• [WHAT THE TASK ASKS] Repeat all the material exactly; pictures stay out of your copy.
──────── SUPPLIED MATERIAL ────────
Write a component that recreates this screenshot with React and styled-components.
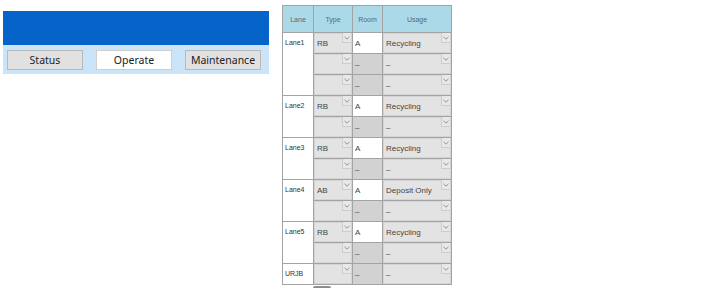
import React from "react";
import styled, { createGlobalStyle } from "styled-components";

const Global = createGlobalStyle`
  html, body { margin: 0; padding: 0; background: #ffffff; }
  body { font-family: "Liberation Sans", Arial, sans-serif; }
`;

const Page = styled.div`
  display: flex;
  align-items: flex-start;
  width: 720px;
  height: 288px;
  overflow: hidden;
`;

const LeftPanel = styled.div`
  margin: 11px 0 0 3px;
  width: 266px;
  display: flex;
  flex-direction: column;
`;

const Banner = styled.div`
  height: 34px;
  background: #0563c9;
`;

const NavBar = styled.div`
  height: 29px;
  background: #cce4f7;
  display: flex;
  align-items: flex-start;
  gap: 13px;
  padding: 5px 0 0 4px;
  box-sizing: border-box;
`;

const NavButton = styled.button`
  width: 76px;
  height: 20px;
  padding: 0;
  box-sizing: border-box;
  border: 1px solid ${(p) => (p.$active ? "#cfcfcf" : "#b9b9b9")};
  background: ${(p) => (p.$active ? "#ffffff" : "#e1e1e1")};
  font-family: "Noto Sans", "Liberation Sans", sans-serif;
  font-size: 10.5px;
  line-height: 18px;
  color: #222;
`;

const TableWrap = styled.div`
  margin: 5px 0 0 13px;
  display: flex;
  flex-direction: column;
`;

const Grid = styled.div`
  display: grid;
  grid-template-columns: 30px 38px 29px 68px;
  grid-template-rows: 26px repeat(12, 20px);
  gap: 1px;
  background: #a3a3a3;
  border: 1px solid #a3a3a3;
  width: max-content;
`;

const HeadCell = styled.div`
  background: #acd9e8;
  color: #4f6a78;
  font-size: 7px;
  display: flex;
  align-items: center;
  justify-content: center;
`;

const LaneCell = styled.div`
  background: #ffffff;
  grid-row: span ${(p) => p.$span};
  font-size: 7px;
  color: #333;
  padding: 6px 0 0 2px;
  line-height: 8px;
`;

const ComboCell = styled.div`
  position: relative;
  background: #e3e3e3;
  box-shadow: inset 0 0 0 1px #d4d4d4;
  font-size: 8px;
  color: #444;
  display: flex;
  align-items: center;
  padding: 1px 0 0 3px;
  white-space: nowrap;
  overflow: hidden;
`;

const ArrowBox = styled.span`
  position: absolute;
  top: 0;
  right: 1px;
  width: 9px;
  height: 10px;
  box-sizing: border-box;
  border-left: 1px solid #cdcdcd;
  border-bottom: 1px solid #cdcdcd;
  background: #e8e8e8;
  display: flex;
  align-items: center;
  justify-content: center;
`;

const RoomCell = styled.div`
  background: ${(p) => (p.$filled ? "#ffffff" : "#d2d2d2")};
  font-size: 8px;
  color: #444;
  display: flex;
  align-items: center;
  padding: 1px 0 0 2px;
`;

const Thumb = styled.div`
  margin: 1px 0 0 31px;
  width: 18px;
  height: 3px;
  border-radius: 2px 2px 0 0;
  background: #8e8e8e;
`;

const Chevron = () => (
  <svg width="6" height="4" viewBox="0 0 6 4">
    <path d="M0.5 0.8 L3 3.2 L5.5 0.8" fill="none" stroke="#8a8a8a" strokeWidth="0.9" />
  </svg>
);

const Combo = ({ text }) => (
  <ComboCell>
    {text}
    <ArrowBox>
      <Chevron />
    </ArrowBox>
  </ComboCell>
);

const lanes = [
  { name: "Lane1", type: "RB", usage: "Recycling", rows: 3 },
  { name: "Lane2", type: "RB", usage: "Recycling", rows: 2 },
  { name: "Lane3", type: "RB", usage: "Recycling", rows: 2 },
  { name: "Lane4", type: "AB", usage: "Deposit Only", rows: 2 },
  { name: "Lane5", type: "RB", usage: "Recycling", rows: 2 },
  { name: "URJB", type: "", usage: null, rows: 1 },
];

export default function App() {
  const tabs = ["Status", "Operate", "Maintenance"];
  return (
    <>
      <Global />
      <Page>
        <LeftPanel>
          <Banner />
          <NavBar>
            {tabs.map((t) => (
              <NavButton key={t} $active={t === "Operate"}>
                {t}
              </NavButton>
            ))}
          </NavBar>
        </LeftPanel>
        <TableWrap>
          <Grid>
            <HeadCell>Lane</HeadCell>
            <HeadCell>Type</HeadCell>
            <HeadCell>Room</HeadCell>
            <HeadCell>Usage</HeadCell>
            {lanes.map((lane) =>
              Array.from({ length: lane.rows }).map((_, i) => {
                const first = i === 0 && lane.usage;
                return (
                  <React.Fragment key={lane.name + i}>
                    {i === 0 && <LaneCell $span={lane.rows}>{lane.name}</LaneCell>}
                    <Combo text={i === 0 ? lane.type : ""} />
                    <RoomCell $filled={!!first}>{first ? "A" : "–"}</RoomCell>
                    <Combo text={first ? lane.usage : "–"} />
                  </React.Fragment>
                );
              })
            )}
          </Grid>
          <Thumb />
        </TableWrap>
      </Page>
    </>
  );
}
────────
• [TASK ANSWER]
Write a component that recreates this screenshot with React and styled-components.
import React from "react";
import styled, { createGlobalStyle } from "styled-components";

const Global = createGlobalStyle`
  html, body { margin: 0; padding: 0; background: #ffffff; }
  body { font-family: "Liberation Sans", Arial, sans-serif; }
`;

const Page = styled.div`
  display: flex;
  align-items: flex-start;
  width: 720px;
  height: 288px;
  overflow: hidden;
`;

const LeftPanel = styled.div`
  margin: 11px 0 0 3px;
  width: 266px;
  display: flex;
  flex-direction: column;
`;

const Banner = styled.div`
  height: 34px;
  background: #0563c9;
`;

const NavBar = styled.div`
  height: 29px;
  background: #cce4f7;
  display: flex;
  align-items: flex-start;
  gap: 13px;
  padding: 5px 0 0 4px;
  box-sizing: border-box;
`;

const NavButton = styled.button`
  width: 76px;
  height: 20px;
  padding: 0;
  box-sizing: border-box;
  border: 1px solid ${(p) => (p.$active ? "#cfcfcf" : "#b9b9b9")};
  background: ${(p) => (p.$active ? "#ffffff" : "#e1e1e1")};
  font-family: "Noto Sans", "Liberation Sans", sans-serif;
  font-size: 10.5px;
  line-height: 18px;
  color: #222;
`;

const TableWrap = styled.div`
  margin: 5px 0 0 13px;
  display: flex;
  flex-direction: column;
`;

const Grid = styled.div`
  display: grid;
  grid-template-columns: 30px 38px 29px 68px;
  grid-template-rows: 26px repeat(12, 20px);
  gap: 1px;
  background: #a3a3a3;
  border: 1px solid #a3a3a3;
  width: max-content;
`;

const HeadCell = styled.div`
  background: #acd9e8;
  color: #4f6a78;
  font-size: 7px;
  display: flex;
  align-items: center;
  justify-content: center;
`;

const LaneCell = styled.div`
  background: #ffffff;
  grid-row: span ${(p) => p.$span};
  font-size: 7px;
  color: #333;
  padding: 6px 0 0 2px;
  line-height: 8px;
`;

const ComboCell = styled.div`
  position: relative;
  background: #e3e3e3;
  box-shadow: inset 0 0 0 1px #d4d4d4;
  font-size: 8px;
  color: #444;
  display: flex;
  align-items: center;
  padding: 1px 0 0 3px;
  white-space: nowrap;
  overflow: hidden;
`;

const ArrowBox = styled.span`
  position: absolute;
  top: 0;
  right: 1px;
  width: 9px;
  height: 10px;
  box-sizing: border-box;
  border-left: 1px solid #cdcdcd;
  border-bottom: 1px solid #cdcdcd;
  background: #e8e8e8;
  display: flex;
  align-items: center;
  justify-content: center;
`;

const RoomCell = styled.div`
  background: ${(p) => (p.$filled ? "#ffffff" : "#d2d2d2")};
  font-size: 8px;
  color: #444;
  display: flex;
  align-items: center;
  padding: 1px 0 0 2px;
`;

const Thumb = styled.div`
  margin: 1px 0 0 31px;
  width: 18px;
  height: 3px;
  border-radius: 2px 2px 0 0;
  background: #8e8e8e;
`;

const Chevron = () => (
  <svg width="6" height="4" viewBox="0 0 6 4">
    <path d="M0.5 0.8 L3 3.2 L5.5 0.8" fill="none" stroke="#8a8a8a" strokeWidth="0.9" />
  </svg>
);

const Combo = ({ text }) => (
  <ComboCell>
    {text}
    <ArrowBox>
      <Chevron />
    </ArrowBox>
  </ComboCell>
);

const lanes = [
  { name: "Lane1", type: "RB", usage: "Recycling", rows: 3 },
  { name: "Lane2", type: "RB", usage: "Recycling", rows: 2 },
  { name: "Lane3", type: "RB", usage: "Recycling", rows: 2 },
  { name: "Lane4", type: "AB", usage: "Deposit Only", rows: 2 },
  { name: "Lane5", type: "RB", usage: "Recycling", rows: 2 },
  { name: "URJB", type: "", usage: null, rows: 1 },
];

export default function App() {
  const tabs = ["Status", "Operate", "Maintenance"];
  return (
    <>
      <Global />
      <Page>
        <LeftPanel>
          <Banner />
          <NavBar>
            {tabs.map((t) => (
              <NavButton key={t} $active={t === "Operate"}>
                {t}
              </NavButton>
            ))}
          </NavBar>
        </LeftPanel>
        <TableWrap>
          <Grid>
            <HeadCell>Lane</HeadCell>
            <HeadCell>Type</HeadCell>
            <HeadCell>Room</HeadCell>
            <HeadCell>Usage</HeadCell>
            {lanes.map((lane) =>
              Array.from({ length: lane.rows }).map((_, i) => {
                const first = i === 0 && lane.usage;
                return (
                  <React.Fragment key={lane.name + i}>
                    {i === 0 && <LaneCell $span={lane.rows}>{lane.name}</LaneCell>}
                    <Combo text={i === 0 ? lane.type : ""} />
                    <RoomCell $filled={!!first}>{first ? "A" : "–"}</RoomCell>
                    <Combo text={first ? lane.usage : "–"} />
                  </React.Fragment>
                );
              })
            )}
          </Grid>
          <Thumb />
        </TableWrap>
      </Page>
    </>
  );
}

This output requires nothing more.